Vivamos nuestro domingo a lo largo de la semana

1.Tenemos un camino muy concreto que debemos recorrer: el amor y el perdón. ¿De qué manera concreta podré vivir el amor en esta semana?

 2.¿Cómo vive nuestra Santa Madre María del amor y del perdón? Seamos humildes y recurramos al auxilio y guía de María.

 3.Leamos en el Catecismo de la Iglesia Católica los numerales: 605. 1465. 2608. 2842- 2845.
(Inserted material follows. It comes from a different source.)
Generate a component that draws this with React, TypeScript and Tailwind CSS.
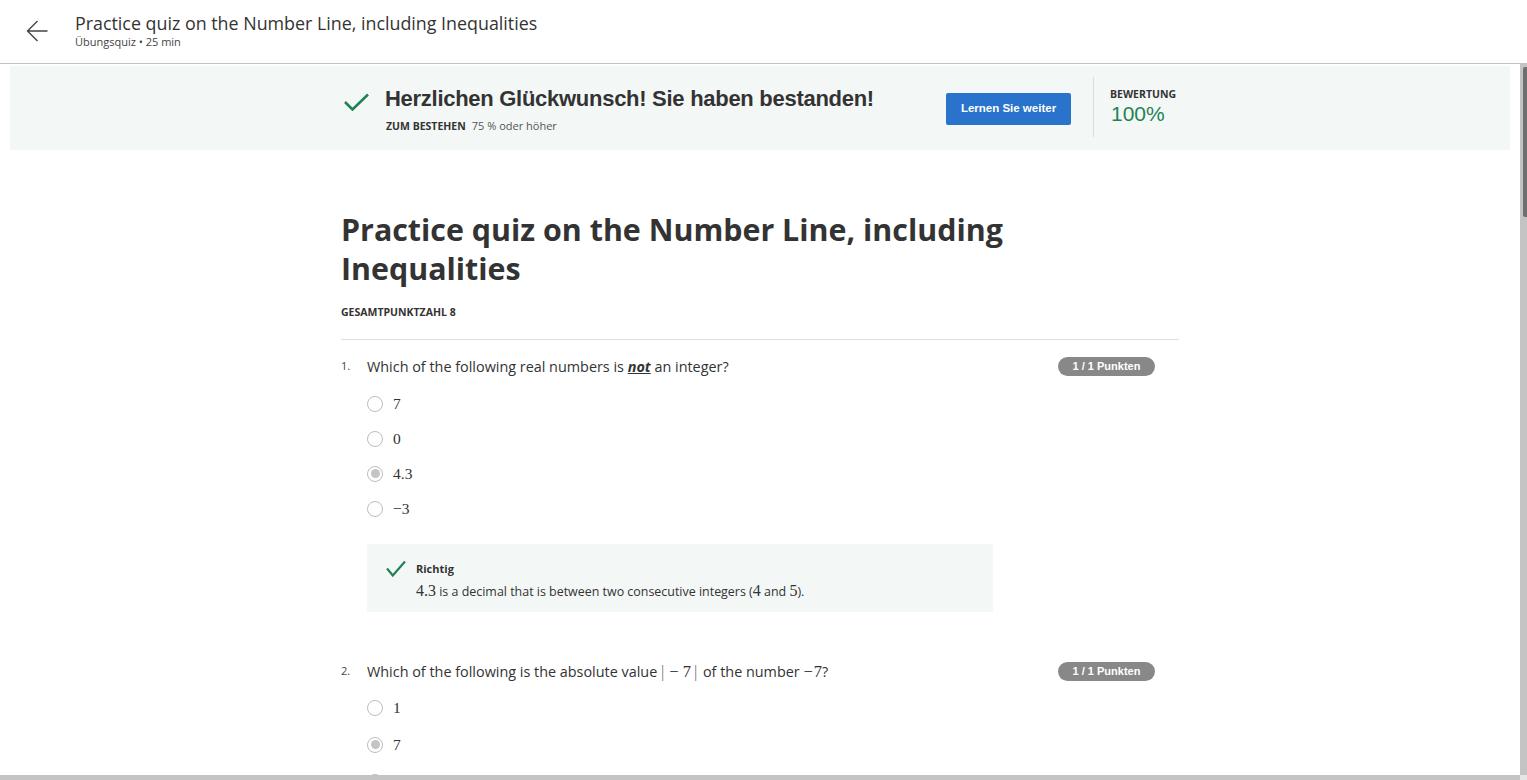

https://www.youtube.com/watch?v=tB9HceBBhL8

[1] Santidad es sinónimo de sacralidad, sólo que el término ha llegado a implicar, por la consideración del carácter personal de la divinidad, un aspecto moral. Es en efecto una de las mayores enseñanzas de los grandes profetas, en espacial de Isaías, que la santidad divina se manifiesta, sobretodo, en la justicia. Las criaturas espirituales serán, pues, santificadas, en la medida que su voluntad se conforme, por la ley y la obediencia, a la santa voluntad de Dios (ver Is 6). En el cristianismo, la santidad se identificará, pues, con la perfección de la caridad. Todos los cristianos serán  llamados santos en virtud del bautismo (ver 1P1,15), como es «Santo» el Señor Jesús (Mc 1,24; Lc 4,34).